Analysis of Sw‐5b^{L33P/K319E/R927A} and Sw‐5b^{L33P/K319E/R927Q} induced resistance against TSWV^C118Y and TSWV^T120N RB mutant infection in transgenic N. benthamiana plants. (a) Full‐length infectious clones of TSWV L_(+)opt + M_(–)opt + S₍₊₎, L_(+)opt + M_(–)opt ^C118Y + S₍₊₎ and L_(+)opt + M_(–)opt ^T120N + S₍₊₎, together with three VSRs (P19, Hc‐Pro and γb), were agro‐infiltrated into p2300S EV control transgenic N. benthamiana plants and Sw‐5b, Sw‐5b^{L33P/K319E/R927A} and Sw‐5b^{L33P/K319E/R927Q} transgenic plants. Viral infection and symptoms in systemic leaves of various agro‐infiltrated plants were monitored from 7–21 dpi and photographed at 15 dpi. (b) Accumulation of TSWV in systemic leaves of various treated plants shown in panel (a) was analysed by Western blotting analysis using TSWV N‐specific antibody. The rubisco large subunit was stained with Ponceau S to indicate sample loading. Protein size is indicated on the left.

Figure 6

Analysis of Sw‐5b^{L33P/K319E/R927A} and Sw‐5b^{L33P/K319E/R927Q} induced resistance against Tomato zonate spot virus (TZSV), a representative European/Asian‐type tospovirus, and Impatiens necrotic spot virus (INSV), a representative American‐type tospovirus. (a) (YFP)‐Sw‐5b, (YFP)‐Sw‐5b^{L33P/K319E/R927A} and (YFP)‐Sw‐5b^{L33P/K319E/R927Q} were co‐expressed with TZSV NSm‐3×FLAG or INSV NSm‐3×FLAG in N. benthamiana leaves. Pictures were taken at 7 dpi. Protein accumulation of YFP‐tagged Sw‐5b mutants, TZSV NSm‐3×FLAG and INSV NSm‐3×FLAG in N. benthamiana leaves was analysed by Western blotting using YFP‐ and FLAG‐specific antibodies. Plant leaves agro‐infiltrated with EV were used as negative controls. The rubisco large subunit was stained with Ponceau S to indicate sample loading. Protein size is indicated on the left. (b) p2300S EV control transgenic N. benthamiana plants and Sw‐5b, Sw‐5b^{L33P/K319E/R927A} and Sw‐5b^{L33P/K319E/R927Q} transgenic plants were inoculated with crude extracts of TZSV and INSV from freshly infected tissue.

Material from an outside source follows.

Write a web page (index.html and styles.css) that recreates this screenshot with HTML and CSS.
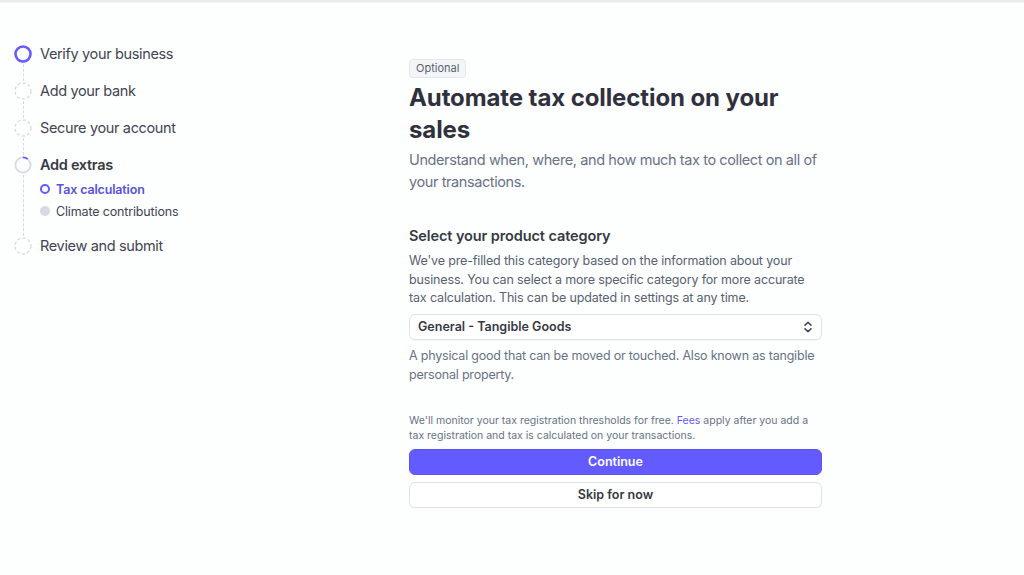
FILE: index.html
```html
<!DOCTYPE html>
<html lang="en">
<head>
<meta charset="utf-8">
<title>Automate tax collection</title>
<link rel="stylesheet" href="styles.css">
</head>
<body>
<div class="topline"></div>
<div class="page">
  <nav class="sidebar">
    <ol class="steps">
      <li class="step">
        <div class="rail">
          <svg class="ico" viewBox="0 0 18 18"><circle cx="9" cy="9" r="7.5" fill="none" stroke="#635bff" stroke-width="2.6"/></svg>
          <span class="line"></span>
        </div>
        <div class="label">Verify your business</div>
      </li>
      <li class="step">
        <div class="rail">
          <svg class="ico" viewBox="0 0 18 18"><circle cx="9" cy="9" r="8" fill="none" stroke="#d5dbe1" stroke-width="1.3" stroke-dasharray="3 2.3"/></svg>
          <span class="line"></span>
        </div>
        <div class="label">Add your bank</div>
      </li>
      <li class="step">
        <div class="rail">
          <svg class="ico" viewBox="0 0 18 18"><circle cx="9" cy="9" r="8" fill="none" stroke="#d5dbe1" stroke-width="1.3" stroke-dasharray="3 2.3"/></svg>
          <span class="line"></span>
        </div>
        <div class="label">Secure your account</div>
      </li>
      <li class="step step-extras">
        <div class="rail">
          <svg class="ico" viewBox="0 0 18 18"><circle cx="9" cy="9" r="7.6" fill="none" stroke="#d5dbe1" stroke-width="1.8"/><path d="M9 1.4 A7.6 7.6 0 0 1 13.6 3" fill="none" stroke="#635bff" stroke-width="1.8"/></svg>
          <span class="line"></span>
        </div>
        <div class="body">
          <div class="label label-strong">Add extras</div>
          <ul class="substeps">
            <li class="substep active"><span class="dot ring"></span>Tax calculation</li>
            <li class="substep"><span class="dot fill"></span>Climate contributions</li>
          </ul>
        </div>
      </li>
      <li class="step last">
        <div class="rail">
          <svg class="ico" viewBox="0 0 18 18"><circle cx="9" cy="9" r="8" fill="none" stroke="#d5dbe1" stroke-width="1.3" stroke-dasharray="3 2.3"/></svg>
        </div>
        <div class="label">Review and submit</div>
      </li>
    </ol>
  </nav>

  <main class="content">
    <span class="badge">Optional</span>
    <h1 class="title">Automate tax collection on your sales</h1>
    <p class="subtitle">Understand when, where, and how much tax to collect on all of your transactions.</p>

    <h2 class="section-title">Select your product category</h2>
    <p class="desc">We've pre-filled this category based on the information about your business. You can select a more specific category for more accurate tax calculation. This can be updated in settings at any time.</p>

    <div class="select">
      <span class="select-value">General - Tangible Goods</span>
      <svg class="chev" viewBox="0 0 10 14"><path d="M2 5.2 L5 2.4 L8 5.2 M2 8.8 L5 11.6 L8 8.8" fill="none" stroke="#474e5a" stroke-width="1.6" stroke-linecap="round" stroke-linejoin="round"/></svg>
    </div>
    <p class="help">A physical good that can be moved or touched. Also known as tangible personal property.</p>

    <p class="note">We'll monitor your tax registration thresholds for free. <a class="link" href="#">Fees</a> apply after you add a tax registration and tax is calculated on your transactions.</p>

    <button class="btn btn-primary" type="button">Continue</button>
    <button class="btn btn-secondary" type="button">Skip for now</button>
  </main>
</div>
</body>
</html>
```

FILE: styles.css
```css
* { box-sizing: border-box; }
html, body { margin: 0; padding: 0; background: #fdfefe; }
body {
  font-family: Inter, "Noto Sans", "Liberation Sans", sans-serif;
  color: #353a44;
  -webkit-font-smoothing: antialiased;
}
.topline {
  height: 3px;
  background: #e8eeee;
  border-bottom: 1px solid #f1f5f5;
}
.page {
  display: grid;
  grid-template-columns: 409px 413px;
}
.sidebar { padding: 41px 0 0 14px; }
.steps, .substeps { list-style: none; margin: 0; padding: 0; }
.step {
  display: flex;
  gap: 8px;
  min-height: 37px;
}
.rail {
  width: 18px;
  display: flex;
  flex-direction: column;
  align-items: center;
}
.ico { width: 18px; height: 18px; flex: none; margin-top: 1px; }
.line {
  flex: 1;
  width: 0;
  border-left: 1px dashed #d5dbe1;
  margin: 1px 0 0;
}
.label {
  font-size: 14.5px;
  line-height: 20px;
  color: #414552;
  letter-spacing: -0.35px;
}
.label-strong { font-weight: 600; color: #353a44; letter-spacing: -0.3px; }
.step-extras { min-height: 81px; }
.substeps { margin-top: 3px; }
.substep {
  display: flex;
  align-items: center;
  gap: 6px;
  height: 22px;
  font-size: 12.5px;
  color: #414552;
  letter-spacing: -0.15px;
}
.substep.active { color: #5851df; font-weight: 600; }
.dot { width: 10px; height: 10px; border-radius: 50%; flex: none; }
.dot.ring { border: 2px solid #635bff; }
.dot.fill { background: #d5dbe1; }

.content {
  padding-top: 56px;
  display: flex;
  flex-direction: column;
  align-items: flex-start;
}
.badge {
  display: inline-block;
  font-size: 11px;
  line-height: 15px;
  padding: 1px 6px;
  color: #596171;
  background: #f3f6f7;
  border: 1px solid #e3e8ee;
  border-radius: 4px;
}
.title {
  margin: 4px 0 0;
  font-size: 24px;
  line-height: 32px;
  font-weight: 700;
  color: #30313d;
  letter-spacing: -0.1px;
}
.subtitle {
  margin: 3px 0 0;
  font-size: 14.5px;
  line-height: 22px;
  color: #687385;
  letter-spacing: -0.4px;
}
.section-title {
  margin: 33px 0 0;
  font-size: 14.5px;
  line-height: 20px;
  font-weight: 600;
  color: #353a44;
  letter-spacing: -0.1px;
}
.desc {
  margin: 6px 0 0;
  font-size: 12.5px;
  line-height: 18.5px;
  color: #596171;
  letter-spacing: -0.15px;
}
.select {
  margin-top: 6px;
  width: 100%;
  height: 26px;
  display: flex;
  align-items: center;
  justify-content: space-between;
  padding: 0 8px 0 8px;
  border: 1px solid #dfe3e8;
  border-radius: 6px;
  background: #ffffff;
  box-shadow: 0 1px 1px rgba(0,0,0,0.04);
}
.select-value { font-size: 12.5px; font-weight: 600; color: #353a44; }
.chev { width: 10px; height: 14px; }
.help {
  margin: 6px 0 0;
  font-size: 12.5px;
  line-height: 19px;
  color: #687385;
  letter-spacing: -0.2px;
}
.note {
  margin: 29px 0 0;
  font-size: 10.5px;
  line-height: 15px;
  color: #687385;
}
.link { color: #635bff; text-decoration: none; }
.btn {
  width: 100%;
  height: 26px;
  border-radius: 6px;
  font-family: inherit;
  font-size: 12.5px;
  font-weight: 600;
  cursor: pointer;
}
.btn-primary {
  margin-top: 6px;
  background: #635bff;
  color: #ffffff;
  border: 1px solid #5c54f5;
}
.btn-secondary {
  margin-top: 7px;
  background: #ffffff;
  color: #353a44;
  border: 1px solid #dfe3e8;
  box-shadow: 0 1px 1px rgba(0,0,0,0.04);
}
```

Viral infection and symptoms in systemic leaves of various agro‐infiltrated plants were monitored from 7‐21 dpi and photographed at 15 dpi. (c) The accumulation of TZSV or INSV in systemic leaves of various treated plants shown in panel (b) was analysed by Western blotting using TZSV N‐ or INSV N‐specific antibodies. The rubisco large subunit was stained with Ponceau S to indicate sample loading. Protein size is indicated on the left.